The three abovementioned parts - the economy of the close community, the experimental character of the writing, and the choice of venues for distribution - interact through an ideal, which is built on an obvious and unproblematic approach to combining the avantgardist and the populist. The publishers choice of esthetics, the fourth part in the mix, sums up and makes clear this ideal. The covers are handpainted by the Cartoneros, making every book a unique copy. The colours are unmixed, straight from the tube, "happy colours", the esthetics of Cumbia.

Cumbia is basically the music of migrant workers in Latinamerica, built on a mix of Indian folkmusic and African percussion.

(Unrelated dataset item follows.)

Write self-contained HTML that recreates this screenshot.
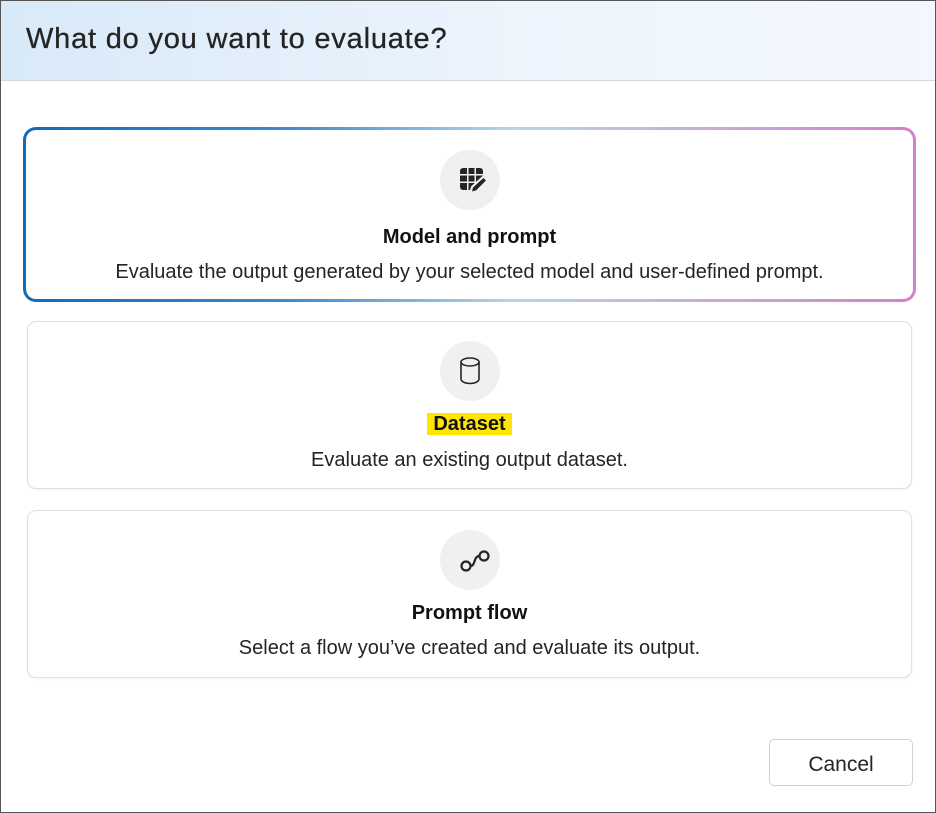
<!DOCTYPE html>
<html><head><style>
*{box-sizing:border-box;margin:0;padding:0}
body{width:936px;height:813px;background:#fff;font-family:"Liberation Sans",sans-serif;color:#242424;position:relative;overflow:hidden}
.frame{position:absolute;left:0;top:0;width:936px;height:813px;border:1px solid #555}
.hdr{position:absolute;left:1px;top:1px;width:934px;height:80px;background:linear-gradient(90deg,#d8e9f8,#eef5fd 60%,#f3f7fe);border-bottom:1px solid #d6d6d6}
.hdr h1{position:absolute;left:25px;top:22px;font-size:29px;font-weight:normal;letter-spacing:0.8px;-webkit-text-stroke:0.3px #242424}
.card{position:absolute;text-align:center;background:#fff;border:1px solid #e0e0e0;border-radius:9px;box-shadow:0 1px 2px rgba(0,0,0,.06)}
.g{left:23px;top:127px;width:893px;height:175px;border:3px solid transparent;border-radius:13px;background:linear-gradient(#fff,#fff) padding-box,linear-gradient(90deg,#0f6cbd,#3d8bd0 30%,#b7d5ea 55%,#c9a6d8 80%,#d57fce) border-box;box-shadow:none}
.ic{position:absolute;left:50%;margin-left:-30px;width:60px;height:60px;border-radius:50%;background:#f0f0f0}
.ic svg{position:absolute;left:0;top:0}
.t{position:absolute;left:0;right:0;font-size:20px;font-weight:bold;color:#111;line-height:24px}
.d{position:absolute;left:0;right:0;font-size:20px;line-height:24px}
.hl{background:#ffe600;padding:0 6px}
.btn{position:absolute;left:769px;top:739px;width:144px;height:47px;border:1px solid #d1d1d1;border-radius:5px;font-size:21px;display:flex;align-items:center;justify-content:center;padding-top:4px}
</style></head><body>
<div class="frame"></div>
<div class="hdr"><h1>What do you want to evaluate?</h1></div>

<div class="card g">
  <div class="ic" style="top:20px"><svg width="60" height="60" viewBox="0 0 60 60"><g fill="#242424"><path d="M20 21a3 3 0 0 1 3-3h4v6h-7z"/><rect x="28.5" y="18" width="6" height="6"/><path d="M36 18h4a3 3 0 0 1 3 3v3h-7z"/><rect x="20" y="25.5" width="7" height="6"/><rect x="28.5" y="25.5" width="6" height="6"/><rect x="36" y="25.5" width="7" height="6"/><path d="M20 33h7v7h-4a3 3 0 0 1-3-3z"/><rect x="28.5" y="33" width="6" height="7"/></g><path d="M43.5 26.5l4 4-11 11-6 1.5 1.5-6z" fill="#242424" stroke="#f0f0f0" stroke-width="2.2" stroke-linejoin="round"/></svg></div>
  <div class="t" style="top:95px">Model and prompt</div>
  <div class="d" style="top:130px">Evaluate the output generated by your selected model and user-defined prompt.</div>
</div>

<div class="card" style="left:27px;top:321px;width:885px;height:168px">
  <div class="ic" style="top:19px"><svg width="60" height="60" viewBox="0 0 60 60"><ellipse cx="30" cy="21" rx="9" ry="4" fill="none" stroke="#242424" stroke-width="1.6"/><path d="M21 21v17c0 2.5 4 4.5 9 4.5s9-2 9-4.5V21" fill="none" stroke="#242424" stroke-width="1.6"/></svg></div>
  <div class="t" style="top:90px"><span class="hl">Dataset</span></div>
  <div class="d" style="top:126px">Evaluate an existing output dataset.</div>
</div>

<div class="card" style="left:27px;top:510px;width:885px;height:168px">
  <div class="ic" style="top:19px"><svg width="60" height="60" viewBox="0 0 60 60"><circle cx="26" cy="36" r="4.5" fill="none" stroke="#242424" stroke-width="2.2"/><circle cx="44" cy="26" r="4.5" fill="none" stroke="#242424" stroke-width="2.2"/><path d="M30.5 36c5 0 3-10 9-10" fill="none" stroke="#242424" stroke-width="2.2"/></svg></div>
  <div class="t" style="top:90px">Prompt flow</div>
  <div class="d" style="top:125px">Select a flow you’ve created and evaluate its output.</div>
</div>

<div class="btn">Cancel</div>
</body></html>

Cumbia lyrics have similarities with those of hiphop, describing the hard life of the city slums, but are also built on a longer tradition of oral storytelling. Cumbia, according to Javier, is all about using the forms of cultural expressions that are at hand to strengthen your joy of life, even though you might be in a situation or environment where the joy to be found is not immediately obvious - from there comes the choice of colours, rhythms, motifs, and methods of peformance, whether it's in music, posters, dance, or possibly litterature. For example, you might say that handpainted covers of cardboard transforms garbage into art; or, that Cumbia might make you perceive potential art in cardboard.

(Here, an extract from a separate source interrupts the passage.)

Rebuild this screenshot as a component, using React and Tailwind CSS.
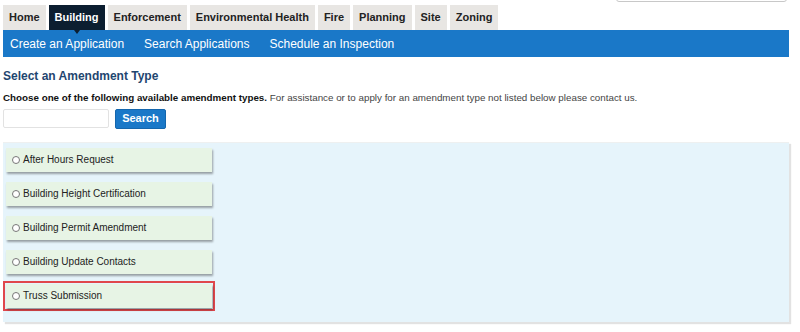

Cumbia is pan-Latinamerican. It has spread from country to country, via the migrant workers, mutating and giving rise to local variations along the way. Eloisa Cartonera are also trying to mirror this. On the one hand, they publish writers from all over Latinamerica. In these texts, you find many stories of the pan-Latinamerican experience, and in some a preference for motifs from the world of Cumbia. But Eloisa Cartonera has also inspired though example, and exported their model of a publishingproject. When participating in the Sao Paolo-biennale in Brasil, they decided to help local recycling workers start up a new publishing project of their own. The new publishingproject, called Dulcinéia Catadora, has by now printed several titles by Brasilian writers. They are run by members of the Movimento Nacional dos Catadores de Materiais Recicláveis; independent from, but built on the model posed by the project in Buenos Aires. Javier tells me there are now also local versions in Peru (Sarita Cartonera), in Chile (Animita Cartonera), and in Bolivia (Yerba Mala Cartonera), all started on their own initiatives. But to inspire similar projects in Europe has been harder, something that Javier sees as proof of a specifically Latinamerican experience and culture. "Contemporary art, here in Buenos Aires, is mostly an expression born of European culture. But I can see that we are more than a European people, we are Latinamericans. It's a cosmo-vision which goes beyond esthetics. my work needs to reflect this. We need to develop our own concepts."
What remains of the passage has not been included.